— START Dataset excerpt —

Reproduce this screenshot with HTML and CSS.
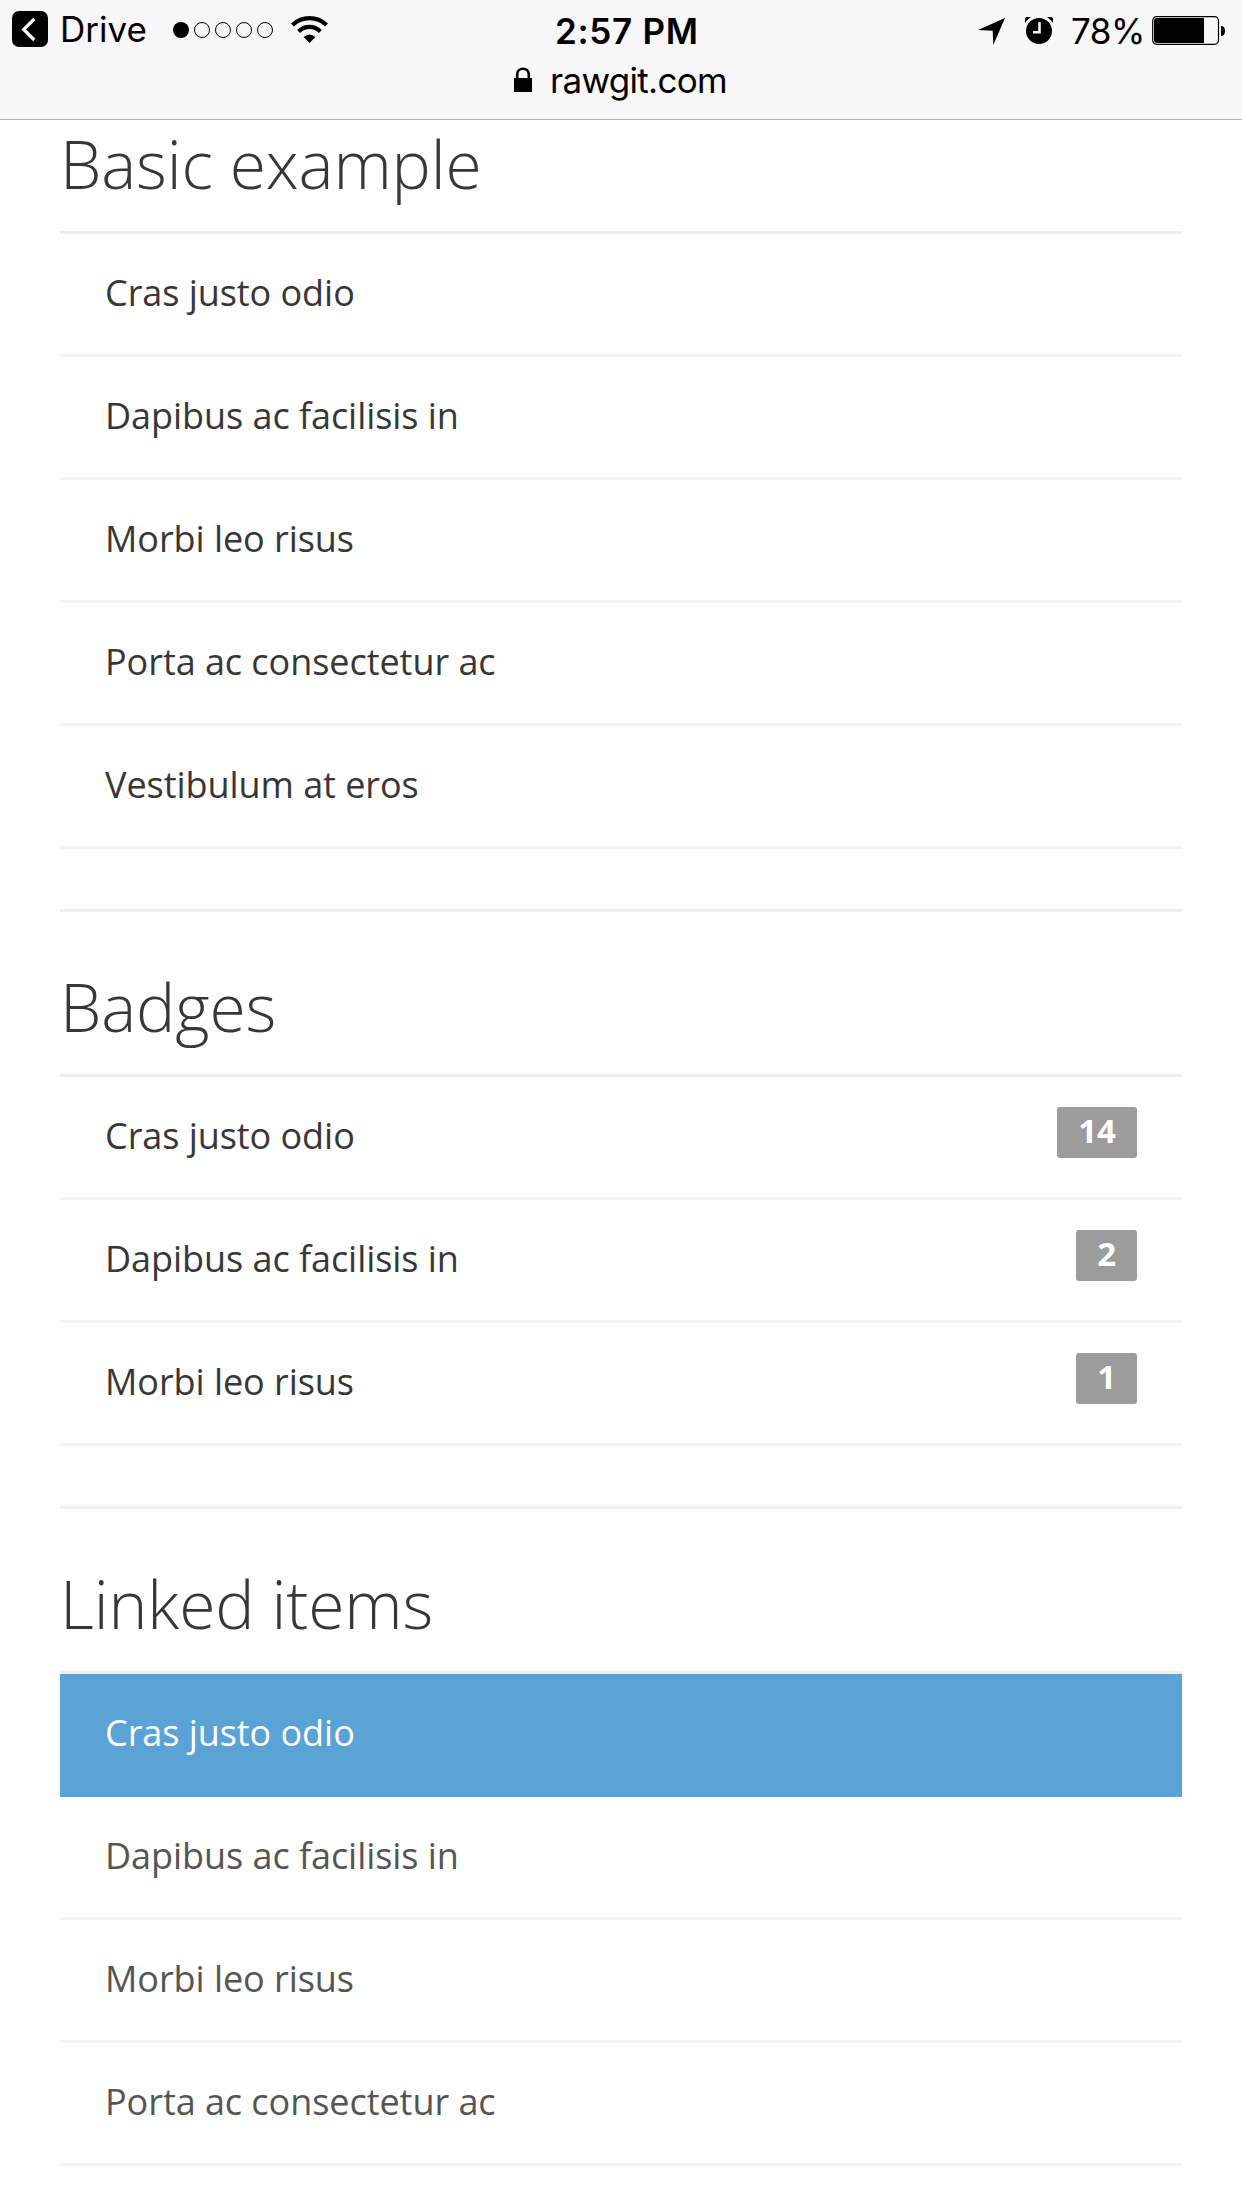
FILE: index.html
```html
<!DOCTYPE html>
<html lang="en">
<head>
<meta charset="utf-8">
<title>List groups</title>
<link rel="stylesheet" href="styles.css">
</head>
<body>
<header class="browser-bar">
  <div class="status">
    <div class="status-left">
      <svg class="back" width="36" height="36" viewBox="0 0 36 36"><rect width="36" height="36" rx="7"/><path d="M22.3 8L11.7 18.5L22.3 29" fill="none" stroke="#f8f7f6" stroke-width="3.2"/></svg>
      <span class="app">Drive</span>
      <svg class="signal" width="101" height="18" viewBox="0 0 101 18"><circle cx="9" cy="9" r="8"/><g fill="none" stroke="#000" stroke-width="1"><circle cx="30" cy="9" r="7.5"/><circle cx="51" cy="9" r="7.5"/><circle cx="72" cy="9" r="7.5"/><circle cx="93" cy="9" r="7.5"/></g></svg>
      <svg class="wifi" width="37" height="28" viewBox="0 0 37 28"><g fill="none" stroke="#000" stroke-width="4.2"><path d="M1.4 9Q8.8 2.1 18.5 2.1T35.6 9"/><path d="M7.6 15.5Q12.2 10.9 18.5 10.9T29.4 15.5"/></g><path d="M12.6 21.1Q18.5 15.9 24.4 21.1L18.5 27Z"/></svg>
    </div>
    <span class="time">2:57 PM</span>
    <div class="status-right">
      <svg class="location" width="28" height="28" viewBox="0 0 28 28"><path d="M0 12L27 0L15.3 27L14.7 12.8Z"/></svg>
      <svg class="alarm" width="28" height="28" viewBox="0 0 28 28"><circle cx="14" cy="14" r="13"/><path d="M0 6V2Q0 0 2 0H6Q3 2 0 6ZM28 6V2Q28 0 26 0H22Q25 2 28 6Z"/><path d="M14.5 5.2V15.3H8" fill="none" stroke="#f8f7f6" stroke-width="2.6"/></svg>
      <span class="percent">78%</span>
      <svg class="battery" width="74" height="30" viewBox="0 0 74 30"><rect x=".7" y=".7" width="65.8" height="27.6" rx="4" fill="none" stroke="#000" stroke-width="1.2"/><path d="M5 2H52V27H5Q2 27 2 24V5Q2 2 5 2ZM69 10Q73 10 73 15T69 20Z"/></svg>
    </div>
  </div>
  <div class="address">
    <svg class="lock" width="18" height="25" viewBox="0 0 18 25"><path d="M0 11H18V25H0Z"/><path d="M3.2 12V7.3C3.2-.2 14.8-.2 14.8 7.3V12" fill="none" stroke="#000" stroke-width="2.6"/></svg>
    <span class="host">rawgit.com</span>
  </div>
</header>
<main class="page">
  <h2 class="title title-first">Basic example</h2>
  <ul class="list">
    <li class="item">Cras justo odio</li>
    <li class="item">Dapibus ac facilisis in</li>
    <li class="item">Morbi leo risus</li>
    <li class="item">Porta ac consectetur ac</li>
    <li class="item">Vestibulum at eros</li>
  </ul>
  <hr class="divider">
  <h2 class="title">Badges</h2>
  <ul class="list">
    <li class="item">Cras justo odio <span class="badge">14</span></li>
    <li class="item">Dapibus ac facilisis in <span class="badge">2</span></li>
    <li class="item">Morbi leo risus <span class="badge">1</span></li>
  </ul>
  <hr class="divider">
  <h2 class="title">Linked items</h2>
  <nav class="list">
    <a class="item link active">Cras justo odio</a>
    <a class="item link">Dapibus ac facilisis in</a>
    <a class="item link">Morbi leo risus</a>
    <a class="item link">Porta ac consectetur ac</a>
  </nav>
</main>
</body>
</html>
```
FILE: styles.css
```css
* { box-sizing: border-box; }
body {
  margin: 0;
  height: 2208px;
  overflow: hidden;
  background: #fefefe;
  color: #373737;
  font-family: "Open Sans", sans-serif;
}
svg { display: block; flex: none; }

.browser-bar {
  height: 120px;
  background: #f7f7f7;
  border-bottom: 1px solid #b2b2b2;
  color: #000;
  font: 35px/44px Inter, "Liberation Sans", sans-serif;
  white-space: nowrap;
}
.status {
  display: grid;
  grid-template-columns: 555px 1fr 264px;
  height: 58px;
}
.status-left, .status-right { display: flex; align-items: flex-start; }
.back { margin: 11px 0 0 12px; }
.app { width: 98px; margin: 7px 0 0 12px; }
.signal { margin: 21px 0 0 14px; }
.wifi { margin: 16px 0 0 18px; }
.time { margin-top: 9px; font-weight: 600; letter-spacing: .7px; }
.location { margin-top: 18px; }
.alarm { margin: 17px 0 0 19px; }
.percent { width: 80px; margin: 9px 0 0 18px; letter-spacing: -.5px; }
.battery { margin: 16px 0 0 1px; }
.address {
  display: flex;
  gap: 18px;
  padding-left: 514px;
}
.lock { margin-top: 9px; }
.host { letter-spacing: -.7px; }

.page { padding: 0 60px; }
.title {
  margin: 58px 0 0;
  padding-bottom: 32px;
  border-bottom: 3px solid #ededed;
  font-size: 66px;
  font-weight: 300;
  letter-spacing: -.13px;
  line-height: 72px;
}
.title-first { margin-top: 7px; }
.list { margin: 0; padding: 0; list-style: none; }
.item {
  display: flex;
  justify-content: space-between;
  align-items: flex-start;
  height: 123px;
  padding: 30px 45px 0;
  border-bottom: 3px solid #f4f4f4;
  font-size: 36px;
  letter-spacing: -.05px;
  line-height: 58px;
}
.link { color: #555; }
.active {
  background: #5ba3d7;
  border-color: #5ba3d7;
  color: #fff;
}
.badge {
  height: 51px;
  padding: 0 21px;
  border-radius: 3px;
  background: #9c9c9c;
  color: #fff;
  font-size: 33px;
  font-weight: 700;
  letter-spacing: 0;
  line-height: 48px;
}
.divider {
  height: 3px;
  margin: 60px 0 0;
  border: 0;
  background: #f0f0f0;
}
```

— END Dataset excerpt —

What is required:
Copy out the data above exactly, except the pictures.

The output:
Reproduce this screenshot with HTML and CSS.
FILE: index.html
```html
<!DOCTYPE html>
<html lang="en">
<head>
<meta charset="utf-8">
<title>List groups</title>
<link rel="stylesheet" href="styles.css">
</head>
<body>
<header class="browser-bar">
  <div class="status">
    <div class="status-left">
      <svg class="back" width="36" height="36" viewBox="0 0 36 36"><rect width="36" height="36" rx="7"/><path d="M22.3 8L11.7 18.5L22.3 29" fill="none" stroke="#f8f7f6" stroke-width="3.2"/></svg>
      <span class="app">Drive</span>
      <svg class="signal" width="101" height="18" viewBox="0 0 101 18"><circle cx="9" cy="9" r="8"/><g fill="none" stroke="#000" stroke-width="1"><circle cx="30" cy="9" r="7.5"/><circle cx="51" cy="9" r="7.5"/><circle cx="72" cy="9" r="7.5"/><circle cx="93" cy="9" r="7.5"/></g></svg>
      <svg class="wifi" width="37" height="28" viewBox="0 0 37 28"><g fill="none" stroke="#000" stroke-width="4.2"><path d="M1.4 9Q8.8 2.1 18.5 2.1T35.6 9"/><path d="M7.6 15.5Q12.2 10.9 18.5 10.9T29.4 15.5"/></g><path d="M12.6 21.1Q18.5 15.9 24.4 21.1L18.5 27Z"/></svg>
    </div>
    <span class="time">2:57 PM</span>
    <div class="status-right">
      <svg class="location" width="28" height="28" viewBox="0 0 28 28"><path d="M0 12L27 0L15.3 27L14.7 12.8Z"/></svg>
      <svg class="alarm" width="28" height="28" viewBox="0 0 28 28"><circle cx="14" cy="14" r="13"/><path d="M0 6V2Q0 0 2 0H6Q3 2 0 6ZM28 6V2Q28 0 26 0H22Q25 2 28 6Z"/><path d="M14.5 5.2V15.3H8" fill="none" stroke="#f8f7f6" stroke-width="2.6"/></svg>
      <span class="percent">78%</span>
      <svg class="battery" width="74" height="30" viewBox="0 0 74 30"><rect x=".7" y=".7" width="65.8" height="27.6" rx="4" fill="none" stroke="#000" stroke-width="1.2"/><path d="M5 2H52V27H5Q2 27 2 24V5Q2 2 5 2ZM69 10Q73 10 73 15T69 20Z"/></svg>
    </div>
  </div>
  <div class="address">
    <svg class="lock" width="18" height="25" viewBox="0 0 18 25"><path d="M0 11H18V25H0Z"/><path d="M3.2 12V7.3C3.2-.2 14.8-.2 14.8 7.3V12" fill="none" stroke="#000" stroke-width="2.6"/></svg>
    <span class="host">rawgit.com</span>
  </div>
</header>
<main class="page">
  <h2 class="title title-first">Basic example</h2>
  <ul class="list">
    <li class="item">Cras justo odio</li>
    <li class="item">Dapibus ac facilisis in</li>
    <li class="item">Morbi leo risus</li>
    <li class="item">Porta ac consectetur ac</li>
    <li class="item">Vestibulum at eros</li>
  </ul>
  <hr class="divider">
  <h2 class="title">Badges</h2>
  <ul class="list">
    <li class="item">Cras justo odio <span class="badge">14</span></li>
    <li class="item">Dapibus ac facilisis in <span class="badge">2</span></li>
    <li class="item">Morbi leo risus <span class="badge">1</span></li>
  </ul>
  <hr class="divider">
  <h2 class="title">Linked items</h2>
  <nav class="list">
    <a class="item link active">Cras justo odio</a>
    <a class="item link">Dapibus ac facilisis in</a>
    <a class="item link">Morbi leo risus</a>
    <a class="item link">Porta ac consectetur ac</a>
  </nav>
</main>
</body>
</html>
```
FILE: styles.css
```css
* { box-sizing: border-box; }
body {
  margin: 0;
  height: 2208px;
  overflow: hidden;
  background: #fefefe;
  color: #373737;
  font-family: "Open Sans", sans-serif;
}
svg { display: block; flex: none; }

.browser-bar {
  height: 120px;
  background: #f7f7f7;
  border-bottom: 1px solid #b2b2b2;
  color: #000;
  font: 35px/44px Inter, "Liberation Sans", sans-serif;
  white-space: nowrap;
}
.status {
  display: grid;
  grid-template-columns: 555px 1fr 264px;
  height: 58px;
}
.status-left, .status-right { display: flex; align-items: flex-start; }
.back { margin: 11px 0 0 12px; }
.app { width: 98px; margin: 7px 0 0 12px; }
.signal { margin: 21px 0 0 14px; }
.wifi { margin: 16px 0 0 18px; }
.time { margin-top: 9px; font-weight: 600; letter-spacing: .7px; }
.location { margin-top: 18px; }
.alarm { margin: 17px 0 0 19px; }
.percent { width: 80px; margin: 9px 0 0 18px; letter-spacing: -.5px; }
.battery { margin: 16px 0 0 1px; }
.address {
  display: flex;
  gap: 18px;
  padding-left: 514px;
}
.lock { margin-top: 9px; }
.host { letter-spacing: -.7px; }

.page { padding: 0 60px; }
.title {
  margin: 58px 0 0;
  padding-bottom: 32px;
  border-bottom: 3px solid #ededed;
  font-size: 66px;
  font-weight: 300;
  letter-spacing: -.13px;
  line-height: 72px;
}
.title-first { margin-top: 7px; }
.list { margin: 0; padding: 0; list-style: none; }
.item {
  display: flex;
  justify-content: space-between;
  align-items: flex-start;
  height: 123px;
  padding: 30px 45px 0;
  border-bottom: 3px solid #f4f4f4;
  font-size: 36px;
  letter-spacing: -.05px;
  line-height: 58px;
}
.link { color: #555; }
.active {
  background: #5ba3d7;
  border-color: #5ba3d7;
  color: #fff;
}
.badge {
  height: 51px;
  padding: 0 21px;
  border-radius: 3px;
  background: #9c9c9c;
  color: #fff;
  font-size: 33px;
  font-weight: 700;
  letter-spacing: 0;
  line-height: 48px;
}
.divider {
  height: 3px;
  margin: 60px 0 0;
  border: 0;
  background: #f0f0f0;
}
```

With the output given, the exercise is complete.